부산대학교 도서관

In recent decades, the mortality rate of breast cancer in females is rapidly increasing because of unawareness and failed to detect in earlier stages. In existing, several studies are attempted to develop a robust mechanism for detecting breast cancers from the given input samples. However, they are not as much effective because of several limitations and the secured sharing of sensitive medical images is still a challenging problem faced by medical sector. Thus, the proposed study aims to introduce an automated disease diagnosis system using federated learning and deep learning which automates and speed up the process efficiently. The five crucial steps that involved in the proposed study are image acquisition, encryption, optimal key generation, secured data storing and disease classification.

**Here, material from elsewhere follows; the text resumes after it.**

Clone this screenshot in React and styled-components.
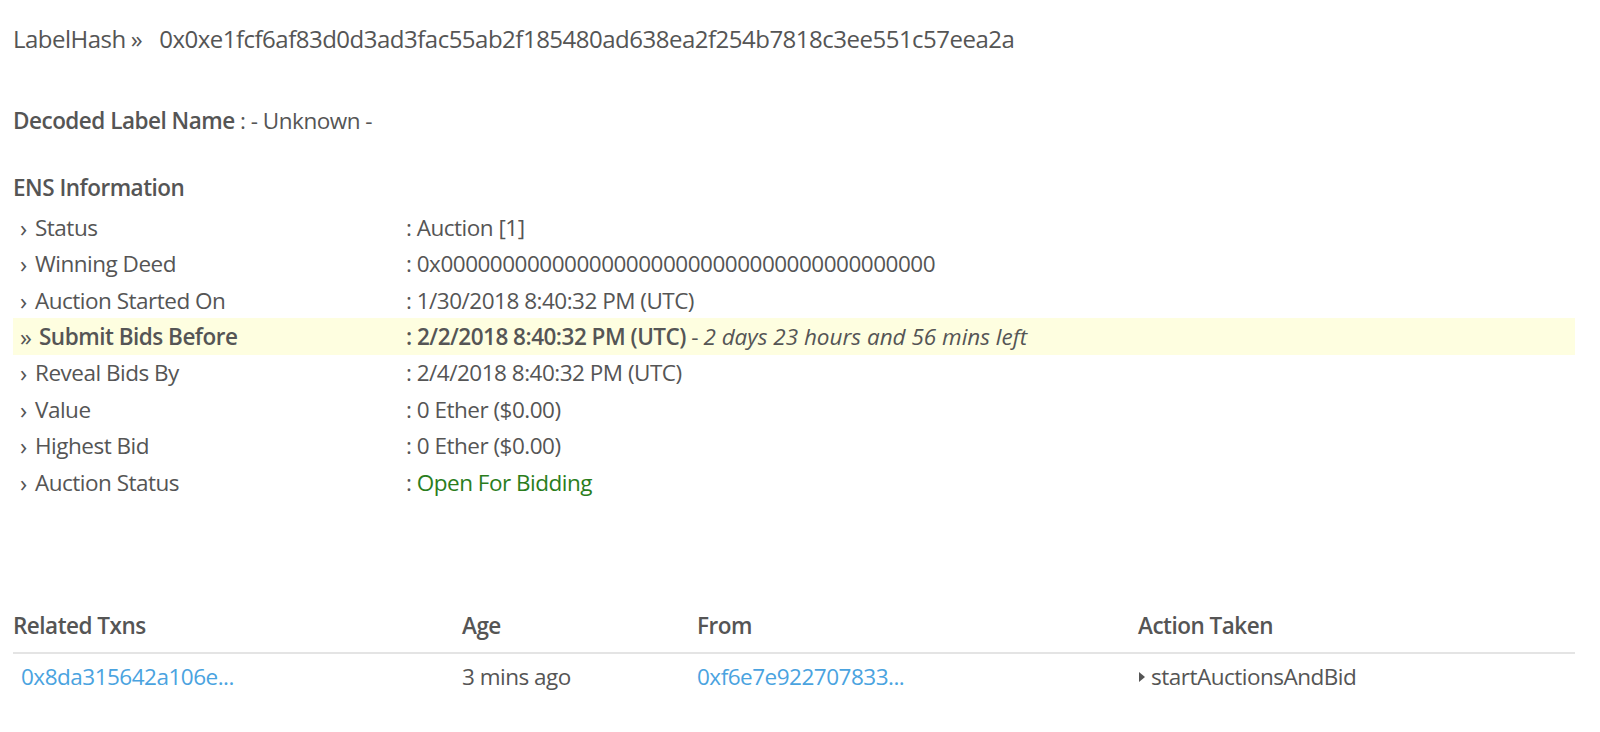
import React from "react";
import styled, { createGlobalStyle } from "styled-components";

const GlobalStyle = createGlobalStyle`
  html, body {
    margin: 0;
    padding: 0;
    background: #fff;
  }
  body {
    font-family: "Open Sans", "Liberation Sans", sans-serif;
    font-size: 22.5px;
    letter-spacing: -0.5px;
    color: #555;
  }
`;

const Page = styled.div`
  padding: 21px 25px 30px 13px;
`;

const Title = styled.div`
  line-height: 36px;
  font-size: 24px;
  white-space: nowrap;
  color: #555;
`;

const TitleSep = styled.span`
  margin: 0 17px 0 5px;
`;

const Decoded = styled.div`
  line-height: 36px;
  margin-top: 46px;
`;

const Strong = styled.span`
  font-weight: 600;
`;

const SectionTitle = styled.div`
  line-height: 36px;
  margin-top: 31px;
  font-weight: 600;
`;

const InfoList = styled.div`
  margin-top: 3px;
  display: flex;
  flex-direction: column;
`;

const InfoRow = styled.div`
  display: grid;
  grid-template-columns: 393px 1fr;
  height: 36.43px;
  align-items: center;
  background: ${(p) => (p.$active ? "#fefee0" : "transparent")};
  font-weight: ${(p) => (p.$active ? 600 : 400)};
`;

const Label = styled.div`
  padding-left: 7px;
  display: flex;
  align-items: center;
  white-space: nowrap;
`;

const Chevron = styled.span`
  display: inline-block;
  width: ${(p) => (p.$double ? 19 : 15)}px;
  font-size: 24px;
  font-weight: 400;
  color: #555;
`;

const Value = styled.div`
  white-space: nowrap;
  color: #555;
`;

const Muted = styled.span`
  font-weight: 400;
`;

const Italic = styled.span`
  font-weight: 400;
  font-style: italic;
  letter-spacing: 0;
`;

const Green = styled.span`
  color: #2a7d1c;
`;

const Table = styled.div`
  margin-top: 103px;
`;

const TableRow = styled.div`
  display: grid;
  grid-template-columns: 449px 235px 441px 1fr;
  line-height: 36px;
  padding: ${(p) => (p.$head ? "5px 0 8px" : "5px 0")};
  border-bottom: ${(p) => (p.$head ? "2px solid #e4e4e4" : "none")};
  font-weight: ${(p) => (p.$head ? 600 : 400)};
`;

const Cell = styled.div`
  white-space: nowrap;
  padding-left: ${(p) => p.$indent || 0}px;
  display: flex;
  align-items: center;
`;

const Link = styled.a`
  color: #4aa3df;
  text-decoration: none;
`;

const Caret = () => (
  <svg width="8" height="12" viewBox="0 0 8 12" style={{ marginRight: 5 }}>
    <path d="M1 1 L7 6 L1 11 Z" fill="#555" />
  </svg>
);

const rows = [
  { label: "Status", value: ": Auction [1]" },
  { label: "Winning Deed", value: ": 0x0000000000000000000000000000000000000000" },
  { label: "Auction Started On", value: ": 1/30/2018 8:40:32 PM (UTC)" },
  { label: "Submit Bids Before", active: true },
  { label: "Reveal Bids By", value: ": 2/4/2018 8:40:32 PM (UTC)" },
  { label: "Value", value: ": 0 Ether ($0.00)" },
  { label: "Highest Bid", value: ": 0 Ether ($0.00)" },
  { label: "Auction Status", green: true },
];

const App = () => {
  return (
    <Page>
      <GlobalStyle />
      <Title>
        LabelHash<TitleSep>»</TitleSep>0x0xe1fcf6af83d0d3ad3fac55ab2f185480ad638ea2f254b7818c3ee551c57eea2a
      </Title>
      <Decoded>
        <Strong>Decoded Label Name</Strong> : - Unknown -
      </Decoded>
      <SectionTitle>ENS Information</SectionTitle>
      <InfoList>
        {rows.map((r) => (
          <InfoRow key={r.label} $active={r.active}>
            <Label>
              <Chevron $double={r.active}>{r.active ? "»" : "›"}</Chevron>
              {r.label}
            </Label>
            {r.active ? (
              <Value>
                : 2/2/2018 8:40:32 PM (UTC) <Muted>- </Muted>
                <Italic>2 days 23 hours and 56 mins left</Italic>
              </Value>
            ) : r.green ? (
              <Value>
                : <Green>Open For Bidding</Green>
              </Value>
            ) : (
              <Value>{r.value}</Value>
            )}
          </InfoRow>
        ))}
      </InfoList>
      <Table>
        <TableRow $head>
          <Cell>Related Txns</Cell>
          <Cell>Age</Cell>
          <Cell>From</Cell>
          <Cell>Action Taken</Cell>
        </TableRow>
        <TableRow>
          <Cell $indent={8}>
            <Link href="#">0x8da315642a106e...</Link>
          </Cell>
          <Cell>3 mins ago</Cell>
          <Cell>
            <Link href="#">0xf6e7e922707833...</Link>
          </Cell>
          <Cell>
            <Caret />
            startAuctionsAndBid
          </Cell>
        </TableRow>
      </Table>
    </Page>
  );
};

export default App;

Initially, the required input medical images are gathered in the image acquisition stage. Then, to afford more confidentiality, the gathered medical samples are encrypted through an Extended ElGamal Image Encryption (E-EIE) method. Here, the efficiency of encryption process is enhanced by generating the suitable keys in optimal manner with the help of Improved Sand Cat Swarm Optimization (I-SCSO) algorithm. Next, the security of encrypted images are improvised by utilizing federated learning flower (FLF) framework for storage purpose. This framework has the ability to transmit the medical images with higher security. Finally, the stored images are decrypted and performs disease classification by using convolutional capsule twin attention tuna optimal network (C 2 T 2 Net) model. The available loss in the proposed classifier is reduced by fine-tuning the parameters using chaotic tuna swarm optimization (CTSO) algorithm. For simulation analysis, the proposed study used Python software and the experimental analysis is carried out by using BreakHis Database. The simulation results shows that the proposed study obtained higher performance in terms of accuracy (95.68%), recall (95.6%), precision (95.66%), F-measure (95.63%), specificity (95.6%) and kappa coefficient (95.26%).